Hanya saja tidak diperbolehkan untuk menyandarkan sesuatu kecuali hal itu telah disandarkan pada Alloh dalam kitabnya. Atau yg telah disandarkan oleh nabi yg diutus.

                Maksut dari kata “tangan” dalam ayat diatas  yaitu tangan yg memang pantas bagi Alloh. Seperti halnya “mata”, karena setiap perkara yg disandarkan pada Alloh itu tidak sama dengan perkara yg disandarkan pada mahkluq. Dan barang siapa yg meyakini bahwa tangan Alloh itu seperti tangannya sesuatu dari mahkluq atu mata yg seperti matanya sesuatu dari para mahkluq, maka orang tersebut termasuk orang yg dikalahkan oleh prsangka salahnya. Karena dia telah menyamakan Alloh dengan mahkluq.sedangkan sudah diterangkan      "انه ليس كمثله شيء"      tidak ada suatu apapun yg menyerupai Alloh.

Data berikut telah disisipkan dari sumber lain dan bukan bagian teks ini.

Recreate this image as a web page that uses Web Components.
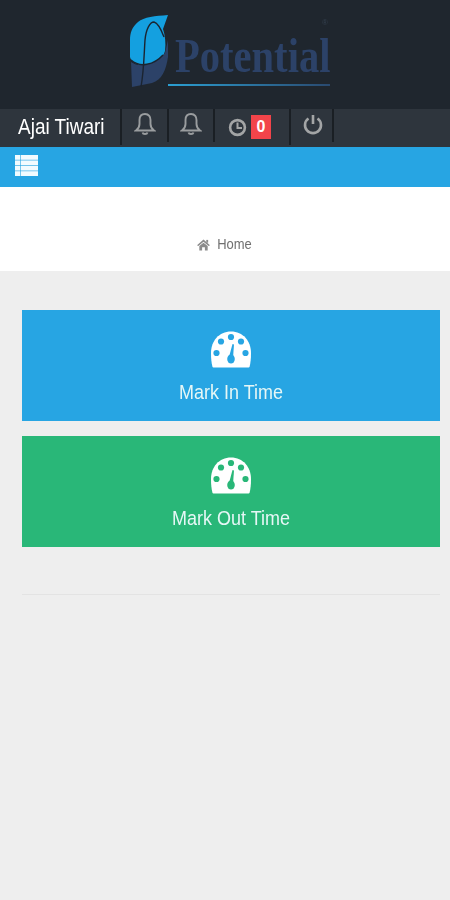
<!DOCTYPE html>
<html>
<head>
<meta charset="utf-8">
<title>Potential</title>
<style>
html, body { margin: 0; padding: 0; }
body { width: 450px; height: 900px; overflow: hidden; background: #eeeeee; font-family: "Liberation Sans", Arial, sans-serif; }
</style>
</head>
<body>
<logo-header></logo-header>
<user-bar name="Ajai Tiwari" count="0"></user-bar>
<menu-bar></menu-bar>
<bread-crumb>Home</bread-crumb>
<main-area>
    <action-tile color="#27a5e3">Mark In Time</action-tile>
    <action-tile color="#29b778">Mark Out Time</action-tile>
</main-area>

<script>
class LogoHeader extends HTMLElement {
    constructor() {
        super();
        this.attachShadow({ mode: "open" });
        this.shadowRoot.innerHTML = `
            <style>
            :host { display: flex; justify-content: center; height: 109px; background: #1f262e; }
            .logo { display: flex; align-items: flex-start; padding: 15px 0 0 10px; filter: blur(.5px); }
            svg { display: block; flex: none; }
            .word { position: relative; margin: 17px 0 0 -2px; width: 162px; }
            .name { display: block; margin-left: 7px; font: bold 48px/48px "Liberation Serif", serif; color: #2c4268; transform: scaleX(.845); transform-origin: left top; white-space: nowrap; height: 48px; }
            .line { height: 2px; margin-top: 4px; background: linear-gradient(90deg, #2b9fd2, #2a4a70); }
            .reg { position: absolute; right: 2px; top: -13px; font: 8px/8px "Liberation Sans", sans-serif; color: #34404f; }
            </style>
            <div class="logo">
                <svg width="40" height="74" viewBox="0 0 40 74">
                    <path d="M38 0 C25 1 14 2 8 7 C2 12 0 18 0 25 L0 42 C1 47 7 50 14 50 C24 50 33 44 35 36 C36 28 35 20 33 14Z" fill="#14a0e0"/>
                    <path d="M1 47 C8 52 22 53 35 38 L38 25 L38 42 C36 55 32 65 22 68 L2 72Z" fill="#2c4268"/>
                    <path d="M11 72 C14 55 14 40 15 25 C16 14 20 7 24 7 C28 8 31 14 34 22 M1 45 C10 53 24 50 33 40" fill="none" stroke="#1b2430" stroke-width="1.400"/>
                </svg>
                <div class="word">
                    <span class="name">Potential</span>
                    <span class="reg">®</span>
                    <div class="line"></div>
                </div>
            </div>
        `;
    }
}

class UserBar extends HTMLElement {
    constructor() {
        super();
        this.attachShadow({ mode: "open" });
        const bell = `<svg width="22" height="24" viewBox="0 0 22 24" fill="none" stroke="#9a9d9f" stroke-width="1.9"><path d="M11 2 C7 2 5.5 5 5.5 8 L5.5 12 C5.5 15 4 17 2 18.5 L20 18.5 C18 17 16.5 15 16.5 12 L16.5 8 C16.5 5 15 2 11 2Z"/><path d="M8.5 20.5 C9 22.5 13 22.5 13.5 20.5"/></svg>`;
        this.shadowRoot.innerHTML = `
            <style>
            :host { display: flex; height: 38px; background: #2e353d; color: #fff; }
            .cell { display: flex; align-items: center; justify-content: center; box-sizing: border-box; height: 33px; border-right: 2px solid #1a1f24; }
            .name { width: 122px; justify-content: flex-start; padding-left: 18px; font-size: 19px; white-space: nowrap; height: 36px; }
            .name span { transform: scaleY(1.12); filter: blur(.4px); }
            .bell { padding-bottom: 3px; }
            .clock { width: 76px; height: 36px; gap: 3px; padding: 0 6px 0 0; }
            .power { width: 43px; padding: 0 0 4px 2px; }
            .badge { width: 20px; height: 24px; background: #f2444a; font: bold 16px/24px "Liberation Sans", sans-serif; text-align: center; }
            svg { display: block; filter: blur(.4px); }
            </style>
            <div class="cell name"><span>${this.getAttribute("name")}</span></div>
            <div class="cell bell" style="width:47px">${bell}</div>
            <div class="cell bell" style="width:46px">${bell}</div>
            <div class="cell clock">
                <svg width="21" height="21" viewBox="0 0 21 21" fill="none" stroke="#a3a5a6" stroke-width="2.6"><circle cx="10.5" cy="10.5" r="7.4"/><path d="M10.5 5.5 V11 H15" stroke-width="2"/></svg>
                <span class="badge">${this.getAttribute("count")}</span>
            </div>
            <div class="cell power">
                <svg width="22" height="24" viewBox="0 0 22 24" fill="none" stroke="#a3a5a6" stroke-width="2.6"><path d="M6.5 6.5 A8 8 0 1 0 15.5 6.5"/><path d="M11 3 V12"/></svg>
            </div>
        `;
    }
}

class MenuBar extends HTMLElement {
    constructor() {
        super();
        this.attachShadow({ mode: "open" });
        this.shadowRoot.innerHTML = `
            <style>
            :host { display: flex; align-items: center; height: 40px; padding: 0 0 0 15px; background: #27a5e3; }
            svg { display: block; margin-bottom: 3px; filter: blur(.3px); }
            </style>
            <svg width="23" height="21" viewBox="0 0 23 21" fill="#f2fbff">
                <rect x="0" y="0" width="5" height="4.800"/><rect x="5.600" y="0" width="17.400" height="4.800"/>
                <rect x="0" y="5.400" width="5" height="4.800"/><rect x="5.600" y="5.400" width="17.400" height="4.800"/>
                <rect x="0" y="10.800" width="5" height="4.800"/><rect x="5.600" y="10.800" width="17.400" height="4.800"/>
                <rect x="0" y="16.200" width="5" height="4.800"/><rect x="5.600" y="16.200" width="17.400" height="4.800"/>
            </svg>
        `;
    }
}

class BreadCrumb extends HTMLElement {
    constructor() {
        super();
        this.attachShadow({ mode: "open" });
        this.shadowRoot.innerHTML = `
            <style>
            :host { display: flex; justify-content: center; align-items: flex-end; box-sizing: border-box; height: 84px; padding: 0 0 18px 0; background: #fff; color: #707070; font-size: 13px; line-height: 16px; }
            .wrap { display: flex; align-items: center; gap: 7px; margin-left: -1px; filter: blur(.5px); }
            span { display: block; transform: scaleY(1.12); }
            svg { display: block; }
            </style>
            <div class="wrap">
                <svg width="13" height="12" viewBox="0 0 14 12" fill="#8b8b8b"><path d="M7 0 L14 6.200 L12.500 7 L7 2.500 L1.500 7 L0 6.200Z"/><path d="M2.500 7.200 L7 3.500 L11.500 7.200 V12 H8.500 V8.500 H5.500 V12 H2.500Z"/><rect x="10" y="0.500" width="2" height="3"/></svg>
                <span><slot></slot></span>
            </div>
        `;
    }
}

class MainArea extends HTMLElement {
    constructor() {
        super();
        this.attachShadow({ mode: "open" });
        this.shadowRoot.innerHTML = `
            <style>
            :host { display: block; box-sizing: border-box; height: 629px; padding: 39px 10px 0 22px; background: #eeeeee; }
            .list { display: flex; flex-direction: column; gap: 15px; }
            hr { border: 0; height: 1px; background: #e3e3e3; margin: 47px 0 0 0; }
            </style>
            <div class="list"><slot></slot></div>
            <hr>
        `;
    }
}

class ActionTile extends HTMLElement {
    constructor() {
        super();
        this.attachShadow({ mode: "open" });
        const color = this.getAttribute("color");
        this.shadowRoot.innerHTML = `
            <style>
            :host { display: flex; flex-direction: column; align-items: center; height: 111px; box-sizing: border-box; padding-top: 21px; background: ${color}; color: #e6f7f6; font-size: 18px; line-height: 24px; }
            svg { display: block; margin-bottom: 12px; filter: blur(.3px); }
            span { display: block; transform: scaleY(1.14); filter: blur(.4px); }
            </style>
            <svg width="42" height="37" viewBox="0 0 42 37">
                <path d="M21 0.500 C9 0.500 1 10 1 22 C1 28 1.500 32 2.500 36 C3 36.500 3.500 36.500 4.500 36.500 H37.500 C38.500 36.500 39 36.500 39.500 36 C40.500 32 41 28 41 22 C41 10 33 0.500 21 0.500Z" fill="#fff"/>
                <g fill="${color}">
                    <circle cx="21" cy="6" r="3.100"/>
                    <circle cx="11" cy="10.500" r="3.100"/>
                    <circle cx="31" cy="10.500" r="3.100"/>
                    <circle cx="6.500" cy="22" r="3.100"/>
                    <circle cx="35.500" cy="22" r="3.100"/>
                    <ellipse cx="21" cy="28" rx="3.800" ry="4.500"/>
                    <path d="M19 26 L22.500 13 L24 13.500 L23 27Z"/>
                </g>
            </svg>
            <span><slot></slot></span>
        `;
    }
}

customElements.define("logo-header", LogoHeader);
customElements.define("user-bar", UserBar);
customElements.define("menu-bar", MenuBar);
customElements.define("bread-crumb", BreadCrumb);
customElements.define("main-area", MainArea);
customElements.define("action-tile", ActionTile);
</script>
</body>
</html>
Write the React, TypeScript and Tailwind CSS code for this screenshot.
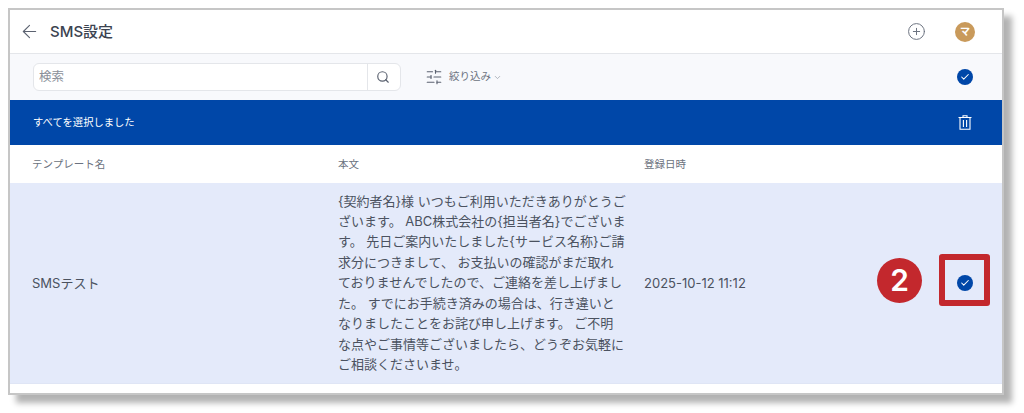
import { ArrowLeft, Check, ChevronDown, CirclePlus, Search, SlidersHorizontal } from "lucide-react";

const CheckCircle = () => (
  <span className="flex items-center justify-center rounded-full bg-[#0047a8] text-white w-[16px] h-[16px]">
    <Check className="w-[10px] h-[10px]" strokeWidth={2.5} />
  </span>
);

const App = () => {
  return (
    <div className="w-[1024px] h-[413px] bg-white font-['Inter','Noto_Sans_CJK_JP',sans-serif] pt-[8px] pl-[8px] overflow-hidden">
      <div className="w-[996px] h-[387px] border-2 border-[#c6c6c6] bg-white shadow-[8px_8px_6px_rgba(0,0,0,0.3)] flex flex-col">
        {/* header */}
        <div className="h-[44px] shrink-0 flex items-center border-b border-[#e4e6ea] pl-[9px] pr-[27px]">
          <ArrowLeft className="w-[21px] h-[21px] text-[#5b6270]" strokeWidth={1.25} />
          <h1 className="ml-[10px] pt-[1px] text-[15px] font-medium text-[#3c4350]">SMS設定</h1>
          <CirclePlus className="ml-auto w-[19px] h-[19px] text-[#6b7280]" strokeWidth={1.25} />
          <span className="ml-[29px] w-[20px] h-[20px] rounded-full bg-[#c99a5b] text-white text-[10px] font-bold flex items-center justify-center">マ</span>
        </div>
        {/* toolbar */}
        <div className="h-[46px] shrink-0 flex items-center bg-[#f8f9fc] pl-[23px] pr-[29px]">
          <div className="w-[368px] h-[28px] flex bg-white border border-[#e4e6ea] rounded-md">
            <input placeholder="検索" className="flex-1 min-w-0 px-[5px] text-[12.5px] outline-none placeholder:text-[#8a8f99]" />
            <span className="w-[33px] border-l border-[#e4e6ea] flex items-center justify-center">
              <Search className="w-[14px] h-[14px] text-[#5b6270] -ml-[2px]" strokeWidth={2} />
            </span>
          </div>
          <SlidersHorizontal className="ml-[24px] w-[18px] h-[18px] text-[#5b6270]" strokeWidth={1.5} />
          <span className="ml-[6px] text-[10.5px] text-[#6b7280]">絞り込み</span>
          <ChevronDown className="ml-[2px] w-[9px] h-[9px] text-[#9aa0aa]" />
          <span className="ml-auto">
            <CheckCircle />
          </span>
        </div>
        {/* selection bar */}
        <div className="h-[45px] shrink-0 flex items-center justify-between bg-[#0047a8] pl-[23px] pr-[30px] text-white">
          <span className="text-[10.3px] pt-[1px]">すべてを選択しました</span>
          <svg viewBox="0 0 14 15" className="w-[14px] h-[15px]" fill="none" stroke="currentColor" strokeWidth="1.1">
            <path d="M0.5 2.5H13.5M5 2.5V0.8H9V2.5M2 2.5V14.2H12V2.5M5.4 5V12M8.6 5V12" />
          </svg>
        </div>
        {/* table head */}
        <div className="h-[38px] shrink-0 grid grid-cols-[306px_306px_1fr] items-center pl-[22px] pt-[1px] text-[10.5px] text-[#6b7280]">
          <span>テンプレート名</span>
          <span>本文</span>
          <span>登録日時</span>
        </div>
        {/* row */}
        <div className="h-[201px] shrink-0 grid grid-cols-[306px_306px_1fr] items-center pl-[22px] pt-[1px] bg-[#e4eafa] border-b border-[#dfe5f5] text-[13px] text-[#4b5260]">
          <span>SMSテスト</span>
          <p className="w-[288px] leading-[20.4px] -mt-[2px]">
            {"{契約者名}様 いつもご利用いただきありがとうございます。 ABC株式会社の{担当者名}でございます。 先日ご案内いたしました{サービス名称}ご請求分につきまして、 お支払いの確認がまだ取れておりませんでしたので、ご連絡を差し上げました。 すでにお手続き済みの場合は、行き違いとなりましたことをお詫び申し上げます。 ご不明な点やご事情等ございましたら、どうぞお気軽にご相談くださいませ。"}
          </p>
          <div className="flex items-center justify-between pr-[12px]">
            <span>2025-10-12 11:12</span>
            <div className="flex items-center gap-[17px] -mt-[7px]">
              <span className="w-[45px] h-[45px] rounded-full bg-[#c3282d] text-white text-[30px] font-semibold flex items-center justify-center">2</span>
              <span className="w-[51px] h-[52px] rounded-[3px] border-[6px] border-[#c3282d] pt-[6px] flex items-center justify-center">
                <CheckCircle />
              </span>
            </div>
          </div>
        </div>
      </div>
    </div>
  );
};

export default App;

                Maksut dari kata “menempat”, “ kedua tangan”, dan “mata” yg telah disebutkan merupakan pendapat kebanyakan ulama’ salaf. Sedangkan pendapat  kebanyakan ulama kholaf( ulama’ setelah tahun 500 H/ setelah generani(qurun) ke 3). Yaitu menafsiri “menempat” dengan arti mengusai, “tangan” dengan maksut nikmat/ kemampuan, “mata” diartikan dengan penjagaan. Tafsir yg diutarakan oleh ulama’ kholaf ini diutarakan karena mereka beranggapan ketika lafadz2 tersebut tidak dita’ wil( diarahkan keluar dari makna dzohir) maka akan terjadi persangkaan yg salah dengan mnyerupakan Alloh. Sedangkan dari kedua golongan ulama (salaf dan kholaf) telah sepakat bahwa org yg menyerupakan Alloh termasuk orang yg sesat. Akan tetapi selain jumhurul kholaf mengatakan sebenarnya prasangkaan salah dalam menyerupakan Alloh itu ketika memang tidak ada dalil ‘aqli dan naqli yg menunjukkan tentang bersihnya Alloh dari prasangka2 itu. Sehingga barang siapa yg menyerupakan Alloh itu memang dari diri mereka pribadi.

                Bgaimana cara kita menetapkan/memantapkan suatu kefahaman sedangkan setelahnya     mengatakan; “keadaan perkara itu tidak diketahui”?
                Hal ini sebenarnya tidak aneh karena kita tahu bahwa diri kita mempunyai beberapa sifat, seperti ilmu, mampu, dan berkehendak. Sedangkan kita tidak mengetahui bagaimana menempatnya sifat2 tersebut. Bahkan kita mampu mendengar, dan melihat, akan tetapi kita tidak mengerti bagaimana hasil pendengaran dan penglihatan itu. Kita juga bisa berbicara akan tetapi kita tidak mengetahui bagaimana ucapan kita keluar.


                Dari keterangan2 diatas Madzhab salaf lebih unggul untuk dipjadikan pegangan, karena lebih selamat dan lebih kuat, sedangkan madzhab ulama kholaf dalam hal ini boleh digunakan ketika tingkah dlorurot, hal itu dikarenakan ketika kata2 itu tidak dita’wil, maka mereka akan terjerumus menyerupakan Alloh. Sehingga kata2 tersebut harus dita’ wil dengan penta’wilan yg di perbolehkan ke dalam bahasa yg masyhur.